A nível externo, nunca cessou os apelos para a paz em várias regiões do mundo e pedidos para uma intervenção internacional face ao drama dos refugiados.

Ao contrário de António Marto, o cardeal-patriarca de Lisboa apenas entrou no seminário aos 24 anos, embora tenha mostrado interesse pela vida clerical aos 13.

Natural de Torres Vedras, Manuel Clemente, 71 anos, é doutorado em Teologia Histórica, foi bispo do Porto e depois patriarca de Lisboa.

Em 2009, conquistou o Prémio Pessoa, tendo o júri realçado que a intervenção cívica de Manuel Clemente “tem-se destacado por uma postura humanística de defesa do diálogo e da tolerância, de combate à exclusão e da intervenção social da Igreja”.

Criado cardeal em fevereiro de 2015, é também presidente da CEP e membro da Congregação para o Clero.

Quando foi conhecida a sua nomeação cardinalícia, afirmou à Rádio Renascença que seria um gosto colaborar ainda mais diretamente com o Papa, referindo identificar-se “absolutamente” com o pontificado e pensamento de Francisco, e reiterou o seu compromisso perante os desafios colocados por este, com especial atenção aos mais pobres e às periferias.
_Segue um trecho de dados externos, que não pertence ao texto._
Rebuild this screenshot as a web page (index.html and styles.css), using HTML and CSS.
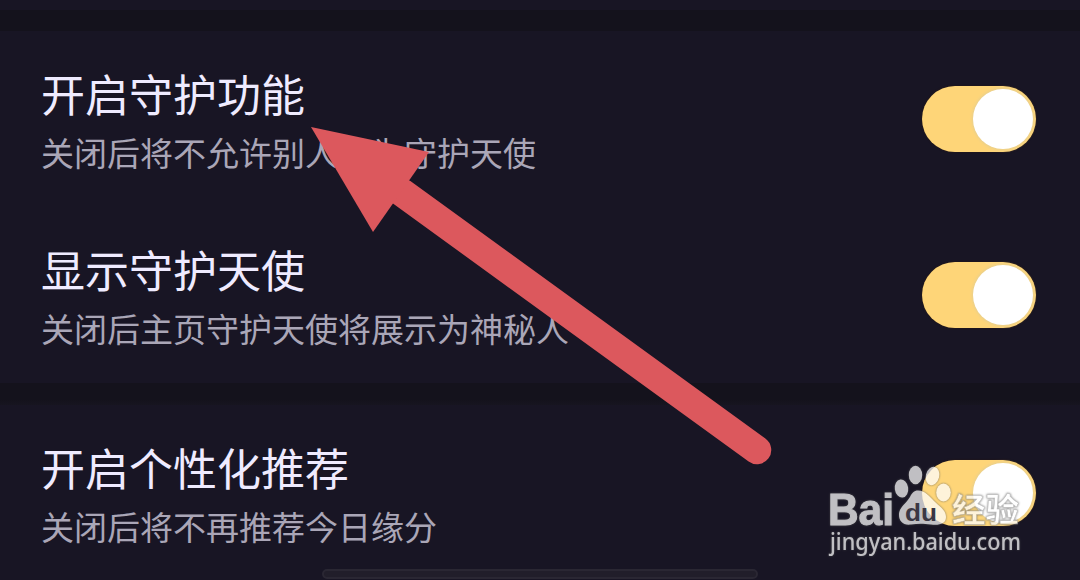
FILE: index.html
```html
<!DOCTYPE html>
<html lang="zh-CN">
<head>
<meta charset="utf-8">
<title>守护设置</title>
<link rel="stylesheet" href="styles.css">
</head>
<body>
<main class="screen">
  <div class="divider divider-top"></div>
  <section class="group">
    <div class="row">
      <div class="label"><h2 class="title">开启守护功能</h2><p class="desc">关闭后将不允许别人成为守护天使</p></div>
      <div class="switch"><div class="knob"></div></div>
    </div>
    <div class="row">
      <div class="label"><h2 class="title">显示守护天使</h2><p class="desc">关闭后主页守护天使将展示为神秘人</p></div>
      <div class="switch"><div class="knob"></div></div>
    </div>
  </section>
  <div class="divider divider-mid"></div>
  <section class="group">
    <div class="row">
      <div class="label"><h2 class="title">开启个性化推荐</h2><p class="desc">关闭后将不再推荐今日缘分</p></div>
      <div class="switch"><div class="knob"></div></div>
    </div>
  </section>
  <div class="home-bar"></div>
  <svg class="arrow" viewBox="0 0 1080 580">
    <path d="M402 192.500L757 450" stroke="#dc585d" stroke-width="28.500" stroke-linecap="round"/>
    <path d="M311 127L429 152L373 232Z" fill="#dc585d"/>
  </svg>
  <svg class="watermark" viewBox="820 440 240 130">
    <g class="mark">
      <text class="brand" x="828" y="524.500" textLength="66" lengthAdjust="spacingAndGlyphs">Bai</text>
      <ellipse cx="901.500" cy="488.500" rx="6.700" ry="9" transform="rotate(-8 901.500 488.500)"/>
      <ellipse cx="915.500" cy="475" rx="6.700" ry="9.300"/>
      <ellipse cx="932.500" cy="476" rx="6.700" ry="9.300" transform="rotate(14 932.500 476)"/>
      <ellipse cx="943.500" cy="492.500" rx="7.300" ry="9"/>
      <path d="M918 490.500C925 490.500 929 496 934 501C940 507 946 510 946 517C946 524 939 525.500 931 524.500C923 523.500 918 523.500 911 524.500C903 525.500 899 521 899 515C899 507 906 504 910 497C912 493 914 490.500 918 490.500Z"/>
      <text class="cn" x="952" y="522" textLength="67" lengthAdjust="spacingAndGlyphs">经验</text>
      <text class="url" x="830" y="550" textLength="191" lengthAdjust="spacingAndGlyphs">jingyan.baidu.com</text>
    </g>
    <text class="du" x="905" y="521" textLength="32" lengthAdjust="spacingAndGlyphs">du</text>
  </svg>
</main>
</body>
</html>
```

FILE: styles.css
```css
body { margin: 0; background: #181524; }
.screen {
  position: relative;
  width: 1080px;
  height: 580px;
  overflow: hidden;
  background: #181524;
  font-family: "Noto Sans CJK SC", sans-serif;
}
.divider { background: #14121c; }
.divider-top { height: 21px; margin-top: 0; border-top: 10px solid #181524; }
.divider-mid { height: 22px; background: linear-gradient(#14121c 75%, #171520); }
.row {
  display: flex;
  justify-content: space-between;
  height: 176px;
  padding: 0 44px 0 41px;
  box-sizing: border-box;
}
.label { padding-top: 39px; }
.title, .desc { margin: 0; font-weight: 400; white-space: nowrap; }
.title { font-size: 44px; line-height: 46px; color: #efebff; }
.desc { margin-top: 19px; font-size: 33px; line-height: 34px; color: #aaa6b7; }
.switch {
  display: flex;
  justify-content: flex-end;
  align-items: center;
  width: 114px;
  height: 66px;
  margin-top: 55px;
  padding-right: 3px;
  box-sizing: border-box;
  border-radius: 33px;
  background: #fed578;
  box-shadow: 0 0 2px #2c1a10;
}
.knob {
  width: 60px;
  height: 60px;
  border-radius: 50%;
  background: #fff;
  box-shadow: 0 0 3px 1px #e6cf91;
}
.home-bar {
  position: absolute;
  left: 322px;
  top: 569px;
  width: 436px;
  height: 10px;
  box-sizing: border-box;
  border: 2px solid #2a2733;
  border-radius: 5px;
  background: #211e2a;
}
.arrow { position: absolute; left: 0; top: 0; width: 1080px; height: 580px; }
.watermark { position: absolute; left: 820px; top: 440px; width: 240px; height: 130px; }
.mark { fill: #fff; opacity: .73; filter: drop-shadow(0 0 .8px #555); }
.brand { font: 700 44px "Liberation Sans", sans-serif; stroke: #fff; stroke-width: 1px; }
.cn { font: 700 33px "Noto Sans CJK SC", sans-serif; stroke: #aaa; stroke-width: .6px; }
.url { font: 500 23.5px "Noto Sans", sans-serif; }
.du { font: 700 23px "Liberation Sans", sans-serif; fill: #3b3743; }
```
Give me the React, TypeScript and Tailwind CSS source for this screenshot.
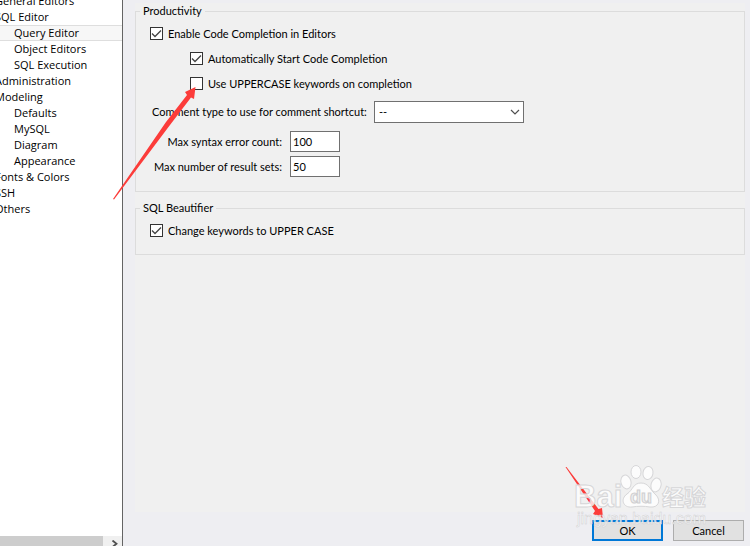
import React from 'react';

interface TreeItem {
  label: string;
  child?: boolean;
  selected?: boolean;
}

const TREE: TreeItem[] = [
  { label: 'General Editors' },
  { label: 'SQL Editor' },
  { label: 'Query Editor', child: true, selected: true },
  { label: 'Object Editors', child: true },
  { label: 'SQL Execution', child: true },
  { label: 'Administration' },
  { label: 'Modeling' },
  { label: 'Defaults', child: true },
  { label: 'MySQL', child: true },
  { label: 'Diagram', child: true },
  { label: 'Appearance', child: true },
  { label: 'Fonts & Colors' },
  { label: 'SSH' },
  { label: 'Others' },
];

interface CheckProps {
  id: string;
  label: string;
  checked?: boolean;
  className?: string;
}

const Check: React.FC<CheckProps> = ({ id, label, checked, className = '' }) => (
  <div className={`flex h-[25px] items-center gap-[5px] ${className}`}>
    <span className="grid h-[13px] w-[13px] shrink-0">
      <input
        id={id}
        type="checkbox"
        defaultChecked={checked}
        className="peer col-start-1 row-start-1 h-[13px] w-[13px] appearance-none border border-[#333333] bg-white"
      />
      <svg viewBox="0 0 13 13" className="pointer-events-none invisible col-start-1 row-start-1 h-[13px] w-[13px] peer-checked:visible">
        <path d="M2 6.5 L5 9.5 L11 3.5" fill="none" stroke="#444" strokeWidth="1.3" />
      </svg>
    </span>
    <label htmlFor={id} className="whitespace-nowrap">{label}</label>
  </div>
);

const Sidebar: React.FC = () => (
  <nav className="flex w-[123px] shrink-0 flex-col overflow-hidden border-r border-[#646464] bg-white text-[11px]">
    {/* Tree is scrolled a little down and to the right */}
    <ul className="-mt-[7px] -ml-[5px] font-['Open_Sans','Noto_Sans',sans-serif]">
      {TREE.map(item => (
        <li
          key={item.label}
          className={`flex h-4 items-center border-y leading-4 whitespace-nowrap ${item.child ? 'pl-[19px]' : ''} ${
            item.selected ? 'border-[#dedede] bg-[#f7f7f7]' : 'border-transparent'
          }`}
        >
          <a href="#" className="cursor-default">{item.label}</a>
        </li>
      ))}
    </ul>

    {/* Horizontal scrollbar */}
    <div className="mt-auto flex h-[10px] bg-[#f0f0f0]">
      <div className="flex-1 bg-[#cdcdcd]" />
      <button aria-label="Scroll right" className="flex w-[19px] justify-center overflow-hidden pl-1">
        <svg viewBox="0 0 8 10" className="mt-1 h-[10px] w-2 shrink-0">
          <path d="M1.5 0.5 L5.5 3.8 L1.5 7" fill="none" stroke="#505050" strokeWidth="1.8" />
        </svg>
      </button>
    </div>
  </nav>
);

const Watermark: React.FC = () => (
  <svg viewBox="0 0 150 70" className="pointer-events-none absolute right-[30px] bottom-[11px] h-[70px] w-[150px]">
    <g fill="#ffffff" fillOpacity="0.8" stroke="#d6d6d8" strokeWidth="1">
      <text x="4" y="42" fontSize="31" fontWeight="700" fontFamily="Liberation Sans, sans-serif">Bai</text>
      <ellipse cx="56" cy="17" rx="5" ry="7" transform="rotate(-15 56 17)" />
      <ellipse cx="66" cy="7" rx="5" ry="6.5" />
      <ellipse cx="78" cy="8" rx="5" ry="6.5" transform="rotate(10 78 8)" />
      <ellipse cx="86" cy="20" rx="5" ry="7" transform="rotate(15 86 20)" />
      <path d="M71 18 C63 18 63 25 57 29 C50 34 53 43 62 42 C68 41 74 41 80 42 C89 43 91 35 86 30 C80 25 79 18 71 18 Z" />
      <text x="92" y="40" fontSize="22" fontWeight="700" fontFamily="Noto Sans CJK SC, sans-serif">经验</text>
    </g>
    <text x="60" y="38" fontSize="18" fontWeight="700" fontFamily="Liberation Sans, sans-serif" fill="#eeeeee" stroke="#cfcfd1" strokeWidth="1">du</text>
    <text x="7" y="59" fontSize="16" fontFamily="Liberation Sans, sans-serif" fill="#ffffff" fillOpacity="0.8" stroke="#d0d0d2" strokeWidth="0.5">jingyan.baidu.com</text>
  </svg>
);

export default function App() {
  return (
    <div className="relative flex h-screen overflow-hidden bg-[#eeeef2] font-[Lato,Roboto,sans-serif] text-[11px] leading-4 text-black">
      <Sidebar />

      <main className="flex min-w-0 flex-1 flex-col pt-[3px] pr-[5px] pb-[5px] pl-3">
        <form className="flex flex-1 flex-col gap-2 bg-[#f0f0f0]">
          <fieldset className="border border-[#dcdcdc] pt-[2px] pb-3 pl-[14px]">
            <legend className="-ml-[10px] px-[3px]">Productivity</legend>
            <Check id="completion" label="Enable Code Completion in Editors" checked />
            <Check id="autostart" label="Automatically Start Code Completion" checked className="pl-10" />
            <Check id="uppercase" label="Use UPPERCASE keywords on completion" className="pl-10" />

            <div className="mb-px flex h-8 items-center">
              <label htmlFor="comment" className="w-[224px] shrink-0 pl-[2px] whitespace-nowrap">
                Comment type to use for comment shortcut:
              </label>
              <span className="grid h-[22px] w-[150px]">
                <select id="comment" className="col-start-1 row-start-1 appearance-none border border-[#707070] bg-white pl-1">
                  <option>--</option>
                  <option>#</option>
                </select>
                <svg viewBox="0 0 10 6" className="pointer-events-none col-start-1 row-start-1 mr-1 h-[6px] w-[10px] self-center justify-self-end">
                  <path d="M1 1 L5 5 L9 1" fill="none" stroke="#505050" strokeWidth="1.2" />
                </svg>
              </span>
            </div>

            <div className="flex h-[25px] items-center gap-2">
              <label htmlFor="errors" className="w-[132px] text-right whitespace-nowrap">Max syntax error count:</label>
              <input id="errors" type="text" defaultValue="100" className="h-[21px] w-[50px] border border-[#707070] bg-white px-[2px]" />
            </div>
            <div className="flex h-[25px] items-center gap-2">
              <label htmlFor="results" className="w-[132px] text-right whitespace-nowrap">Max number of result sets:</label>
              <input id="results" type="text" defaultValue="50" className="h-[21px] w-[50px] border border-[#707070] bg-white px-[2px]" />
            </div>
          </fieldset>

          <fieldset className="border border-[#dcdcdc] pt-[2px] pb-[11px] pl-[14px]">
            <legend className="-ml-[10px] px-[3px]">SQL Beautifier</legend>
            <Check id="beautify" label="Change keywords to UPPER CASE" checked />
          </fieldset>
        </form>

        <footer className="flex justify-end gap-[10px] pt-2 pr-px">
          <button className="h-[21px] w-[71px] border-2 border-[#0078d7] bg-[#e1e1e1] leading-4">OK</button>
          <button className="h-[21px] w-[71px] border border-[#adadad] bg-[#e1e1e1] leading-4">Cancel</button>
        </footer>
      </main>

      {/* Arrow to the uppercase option */}
      <svg viewBox="0 0 90 120" className="pointer-events-none absolute top-[83px] left-[110px] h-[120px] w-[90px]">
        <path d="M3 116 L56 39 L77 12 L75 9 L85.5 4 L84 16 L81 14.5 L60 42 L4 116.5 Z" fill="#fc3c3a" />
      </svg>
      {/* Arrow to the OK button */}
      <svg viewBox="0 0 42 54" className="pointer-events-none absolute right-[144px] bottom-[26px] h-[54px] w-[42px]">
        <path d="M1.5 1 L31 45 L29 48 L39 52 L38 42 L34.5 43 L2.5 1 Z" fill="#fc3c3a" />
      </svg>
      <Watermark />
    </div>
  );
}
A reitora da UCP referiu que Manuel Clemente, magno chanceler da universidade, é um “dos maiores historiadores do país” e “um dos maiores pensadores sobre a transformação da identidade portuguesa”.

Além destes três cardeais eleitores, Portugal está representado no Colégio Cardinalício por Monteiro de Castro e Saraiva Martins que, por terem mais de 80 anos, não participam num futuro conclave para eleger o sucessor de Francisco.

Monteiro de Castro é natural de Santa Eufémia de Prazins, Guimarães, onde nasceu há 81 anos. Foi penitenciário-mor da Santa Sé e somou uma vasta experiência diplomática ao serviço do Vaticano. Foi criado cardeal por Bento XVI,

Saraiva Martins, de 87 anos, é natural de Gagos do Jarmelo, Guarda. Em 1988 foi nomeado secretário da Congregação para a Educação Católica e, 10 anos depois, prefeito da Congregação para as Causas dos Santos. Foi criado cardeal por João Paulo II (1920-2005), no mesmo dia do ex-cardeal-patriarca de Lisboa José Policarpo (1936-2014).